Make an exact copy of all the material below, apart from the pictures.

[START OF Information shown]

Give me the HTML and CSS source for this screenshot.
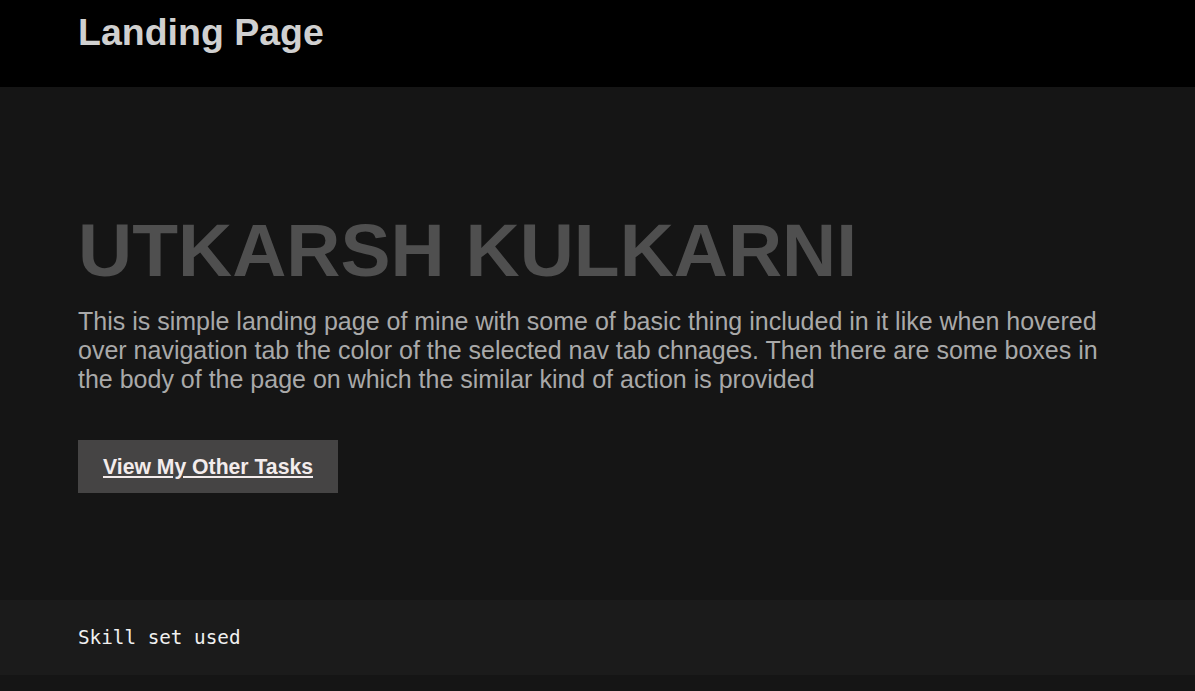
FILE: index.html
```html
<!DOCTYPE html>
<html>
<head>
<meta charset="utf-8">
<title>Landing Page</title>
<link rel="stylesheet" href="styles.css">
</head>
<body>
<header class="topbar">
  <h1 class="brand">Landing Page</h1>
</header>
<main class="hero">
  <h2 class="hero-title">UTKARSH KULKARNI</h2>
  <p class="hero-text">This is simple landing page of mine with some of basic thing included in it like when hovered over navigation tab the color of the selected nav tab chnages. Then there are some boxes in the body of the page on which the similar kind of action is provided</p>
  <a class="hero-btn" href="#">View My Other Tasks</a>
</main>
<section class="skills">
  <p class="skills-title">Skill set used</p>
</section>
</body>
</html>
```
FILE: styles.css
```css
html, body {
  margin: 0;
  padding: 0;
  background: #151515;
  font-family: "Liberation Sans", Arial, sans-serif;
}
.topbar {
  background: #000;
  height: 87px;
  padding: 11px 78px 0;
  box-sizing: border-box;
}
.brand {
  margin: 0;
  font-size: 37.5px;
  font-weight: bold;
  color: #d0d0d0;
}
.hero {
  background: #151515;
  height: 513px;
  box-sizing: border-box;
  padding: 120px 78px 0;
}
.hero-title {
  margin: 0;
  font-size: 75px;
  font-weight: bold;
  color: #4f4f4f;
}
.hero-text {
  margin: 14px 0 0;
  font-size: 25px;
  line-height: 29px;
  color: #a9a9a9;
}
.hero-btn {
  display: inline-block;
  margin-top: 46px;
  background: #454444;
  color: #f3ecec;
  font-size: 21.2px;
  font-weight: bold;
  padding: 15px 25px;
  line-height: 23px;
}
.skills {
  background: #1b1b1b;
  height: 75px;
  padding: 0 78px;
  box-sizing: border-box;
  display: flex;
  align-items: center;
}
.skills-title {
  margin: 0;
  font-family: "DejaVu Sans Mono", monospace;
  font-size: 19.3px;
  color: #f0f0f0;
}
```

[END OF Information shown]

▸ Exercise solution:
Give me the HTML and CSS source for this screenshot.
FILE: index.html
```html
<!DOCTYPE html>
<html>
<head>
<meta charset="utf-8">
<title>Landing Page</title>
<link rel="stylesheet" href="styles.css">
</head>
<body>
<header class="topbar">
  <h1 class="brand">Landing Page</h1>
</header>
<main class="hero">
  <h2 class="hero-title">UTKARSH KULKARNI</h2>
  <p class="hero-text">This is simple landing page of mine with some of basic thing included in it like when hovered over navigation tab the color of the selected nav tab chnages. Then there are some boxes in the body of the page on which the similar kind of action is provided</p>
  <a class="hero-btn" href="#">View My Other Tasks</a>
</main>
<section class="skills">
  <p class="skills-title">Skill set used</p>
</section>
</body>
</html>
```
FILE: styles.css
```css
html, body {
  margin: 0;
  padding: 0;
  background: #151515;
  font-family: "Liberation Sans", Arial, sans-serif;
}
.topbar {
  background: #000;
  height: 87px;
  padding: 11px 78px 0;
  box-sizing: border-box;
}
.brand {
  margin: 0;
  font-size: 37.5px;
  font-weight: bold;
  color: #d0d0d0;
}
.hero {
  background: #151515;
  height: 513px;
  box-sizing: border-box;
  padding: 120px 78px 0;
}
.hero-title {
  margin: 0;
  font-size: 75px;
  font-weight: bold;
  color: #4f4f4f;
}
.hero-text {
  margin: 14px 0 0;
  font-size: 25px;
  line-height: 29px;
  color: #a9a9a9;
}
.hero-btn {
  display: inline-block;
  margin-top: 46px;
  background: #454444;
  color: #f3ecec;
  font-size: 21.2px;
  font-weight: bold;
  padding: 15px 25px;
  line-height: 23px;
}
.skills {
  background: #1b1b1b;
  height: 75px;
  padding: 0 78px;
  box-sizing: border-box;
  display: flex;
  align-items: center;
}
.skills-title {
  margin: 0;
  font-family: "DejaVu Sans Mono", monospace;
  font-size: 19.3px;
  color: #f0f0f0;
}
```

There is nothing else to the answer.